Progress: Last week, during our weekly GSoC meeting, Jesus, Valerio and I discussed about what can be done to calculate the metrics related to pull_requests category. The discussion is going on in this issue and as Jesus pointed out in his last comment:

The assumption is that we will have two raw (Perceval) indexes:

github, the current GitHub index, from the GitHub issues API. githubpr, the new GitHub PR index, from the GutHub Pull Requests API. Now, with those, we would be producing a new enriched index, githubpr, with all the data needed to deal with PRs. That data would come from the two previous raw indexes, and yes, it may contain duplicated data with the current github enriched index.

I think at some point we would do the same with a new githubissues index, which will carry data only on issues, deprecating the current github enriched index.

During our discussion on IRC, Valerio suggested that I use studies to perform the enrichment, so that the extra data related to the PRs can be added to the githubpr index. Right now, I am reading about how studies work.

I also read about how aliases work and from what I’ve read, we can create an alias for the raw indices for github and githubpr and then using that alias, we can pick the data that we want to be enriched and generate enriched githubpr index. I hope to further discuss this today and reach a conclusion ASAP.

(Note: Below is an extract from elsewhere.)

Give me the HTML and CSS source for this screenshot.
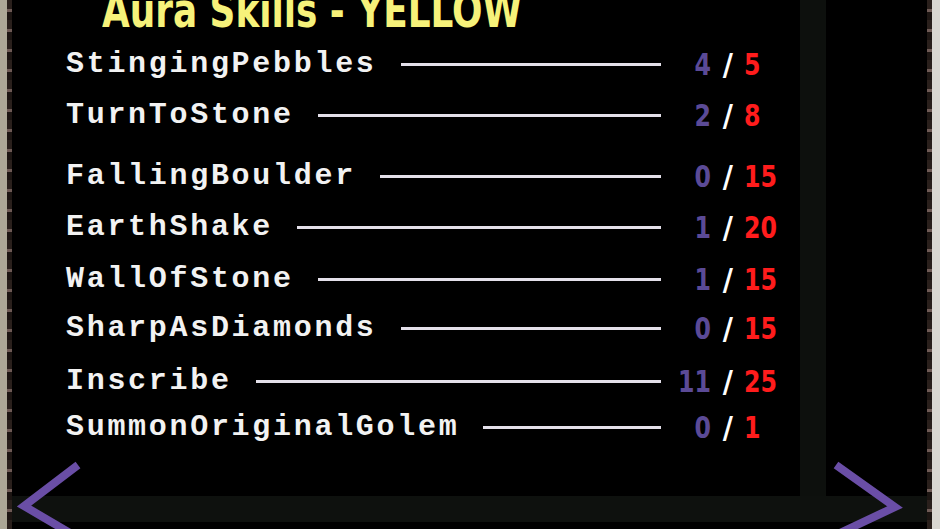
FILE: index.html
```html
<!DOCTYPE html>
<html lang="en">
<head>
  <meta charset="UTF-8">
  <title>Aura Skills - YELLOW</title>
  <link rel="stylesheet" href="styles.css">
</head>
<body>
  <div class="frame">
    <div class="edge-left"></div>
    <div class="rim"></div>

    <div class="board">
      <div class="list">
        <h1 class="title">Aura Skills - YELLOW</h1>

        <div class="rows">
          <div class="row">
            <span class="name">StingingPebbles</span>
            <span class="rule"></span>
            <span class="cur">4</span><span class="slash">/</span><span class="max">5</span>
          </div>
          <div class="row">
            <span class="name">TurnToStone</span>
            <span class="rule"></span>
            <span class="cur">2</span><span class="slash">/</span><span class="max">8</span>
          </div>
          <div class="row">
            <span class="name">FallingBoulder</span>
            <span class="rule"></span>
            <span class="cur">0</span><span class="slash">/</span><span class="max">15</span>
          </div>
          <div class="row">
            <span class="name">EarthShake</span>
            <span class="rule"></span>
            <span class="cur">1</span><span class="slash">/</span><span class="max">20</span>
          </div>
          <div class="row">
            <span class="name">WallOfStone</span>
            <span class="rule"></span>
            <span class="cur">1</span><span class="slash">/</span><span class="max">15</span>
          </div>
          <div class="row">
            <span class="name">SharpAsDiamonds</span>
            <span class="rule"></span>
            <span class="cur">0</span><span class="slash">/</span><span class="max">15</span>
          </div>
          <div class="row">
            <span class="name">Inscribe</span>
            <span class="rule"></span>
            <span class="cur">11</span><span class="slash">/</span><span class="max">25</span>
          </div>
          <div class="row">
            <span class="name">SummonOriginalGolem</span>
            <span class="rule"></span>
            <span class="cur">0</span><span class="slash">/</span><span class="max">1</span>
          </div>
        </div>
      </div>

      <div class="stripe"></div>
      <div class="band"></div>

      <!-- page arrows -->
      <svg class="arrow arrow-prev" width="70" height="70" viewBox="0 0 70 70">
        <polyline points="66,6 12,47 58,74" fill="none" stroke="#6a4ea6" stroke-width="8"/>
      </svg>
      <svg class="arrow arrow-next" width="80" height="70" viewBox="0 0 80 70">
        <polyline points="12,6 71,48 16,74" fill="none" stroke="#6a4ea6" stroke-width="8"/>
      </svg>
    </div>

    <div class="rim"></div>
    <div class="edge-right"></div>
  </div>
</body>
</html>
```

FILE: styles.css
```css
html, body {
  margin: 0;
  height: 100%;
  background: #000;
  overflow: hidden;
}

.frame {
  display: flex;
  height: 529px;
}

.edge-left {
  width: 7px;
  background: #aca796;
}

.rim {
  width: 5px;
  background: repeating-linear-gradient(180deg, #2a201c 0 9px, #6e5a55 9px 12px, #1c1512 12px 20px);
}

.edge-right {
  width: 8px;
  background: #d9d7d1;
}

.board {
  flex: 1;
  position: relative;
  display: grid;
  grid-template-columns: 788px 26px 1fr;
  grid-template-rows: 496px 26px 1fr;
  background: #000;
}

.list {
  grid-column: 1;
  grid-row: 1;
  display: flex;
  flex-direction: column;
  z-index: 1;
}

.title {
  margin: -14px 0 0 90px;
  height: 48px;
  font-family: "DejaVu Sans Condensed", "DejaVu Sans", sans-serif;
  font-weight: bold;
  font-size: 48px;
  line-height: 48px;
  color: #f6f27a;
  white-space: nowrap;
  transform: scaleX(0.83);
  transform-origin: left center;
}

/* rows sit on the spacing of the original screen */
.rows {
  margin-top: 10px;
  display: grid;
  grid-template-rows: 51px 61px 51px 52px 49px 53px 46px 40px;
}

.row {
  display: flex;
  align-items: center;
  height: 40px;
  padding-left: 54px;
}

.name {
  font-family: "Liberation Mono", monospace;
  font-weight: bold;
  font-size: 30px;
  letter-spacing: 2.7px;
  color: #f2f2f2;
  white-space: nowrap;
}

.rule {
  flex: 1;
  height: 3px;
  margin-left: 24px;
  background: #e4e0ea;
}

.cur, .slash, .max {
  display: inline-block;
  font-family: "DejaVu Sans Condensed", "DejaVu Sans", sans-serif;
  font-weight: bold;
  font-size: 31px;
  line-height: 31px;
}

.cur {
  width: 50px;
  text-align: right;
  color: #5b4a96;
  transform: scaleX(0.85);
  transform-origin: right center;
}

.slash {
  margin: 0 11px 0 12px;
  color: #fff;
}

.max {
  width: 56px;
  color: #ff1c1c;
  transform: scaleX(0.85);
  transform-origin: left center;
}

.stripe {
  grid-column: 2;
  grid-row: 1 / 3;
  background: #0d100d;
}

.band {
  grid-column: 1 / 4;
  grid-row: 2;
  background: #0e110e;
}

.arrow {
  position: absolute;
  z-index: 2;
}

.arrow-prev {
  left: 0;
  bottom: 0;
}

.arrow-next {
  left: 812px;
  bottom: 0;
}
```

Task-7-B [Under Progress]:

Task: To generate the reports using manuscripts2

Progress: After a lot of trial and error and some major help from Jesus, in the form of this PR explaining exactly how the reports should be structured (Thanks again, Jesus!), I submitted another PR for the OVERVIEW section of the metrics for the git data source. The tough part was to figure out how to write the tests for these functions. More on this below.

Task-8 [Researching]:

This week too, I couldn’t progress on this task much.

In Detail

Task-7-B:

Jesus suggested that we have a separate session on how to structure the reports. It was because the structure, that I previously suggested based on the old manuscripts code, was too much like JS and not at all Object Oriented. After the discussion I had some clarity as to what I need to do and I made a PR with the changes. But, I still couldn’t follow exactly what Jesus was trying to explain to me so he made a PR explaining exactly what he had in mind. The idea is to have a class for each of the metrics that are being calculated. And each section of the Report (overview, communication, etc) will have a separate function which will be called as needed.

I worked on top of that PR and submitted an initial structure of the OVERVIEW section of the report for the git data source. I believe that once that structure is finalized then the rest of the data sources can be added in a similar fashion. I plan on describing the new structure once it gets finalised so it might be in the next week’s blogpost or if I am feeling ambitious, I’ll do a bonus post describing exactly what we are doing.

Tests: Let’s come to the tests now. For testing the reports, we need enriched data for the various data sources we support and that data is to be queried by manuscripts2’s functions through elasticsearch. I am focusing on git, github_issues and github_prs data right now.

For testing the functions, we’ll need to mimic that data and create the whole infrastructure that is required to generate the report. I was confused as to what to do initially as the tests for elasticsearch.py fetch the git data directly from the repository using perceval and the tests for the report could not be created in the similar manner. For these tests, we would require data that will not change as the time passes and the data which can be controlled by us.

Then I realised CHAOSS has a lot of tools and one of them: grimoirelab-elk actually uses something like this. It creates raw and enriched indices using frozen raw data (that is not queried using the internet) in the form of JSON files and uploads it to elasticsearch. It then uses this raw index to create an enriched index and also saves it into elasticsearch.

I used a similar approach in which I got all the raw data for the perceval git repository and used that raw data to write the tests for the reports. The downside of this technique being that tests have to do twice the amount of work: first upload the raw data then enrich the data and upload the enriched data into elasticsearch. This technique works for now, but is enefficient.

So during a separate session, we also talked about getting frozen enriched data and using it directly. I had previously tried it but I wasn’t successful as I kept getting an error due to the mappings related to the data. On the bright side, Valerio recently created a Pull Request which only uses enriched data and uploads it into elasticsearch to run the tests. I think this is the solution for the testing problems that I’ve been facing.

All in all, the movement is slow but we are on track with this task.


That is all for now. This week I am going to focus on finishing the reports (once the final structure is decided) and creating a PR for the enriched githubprs data.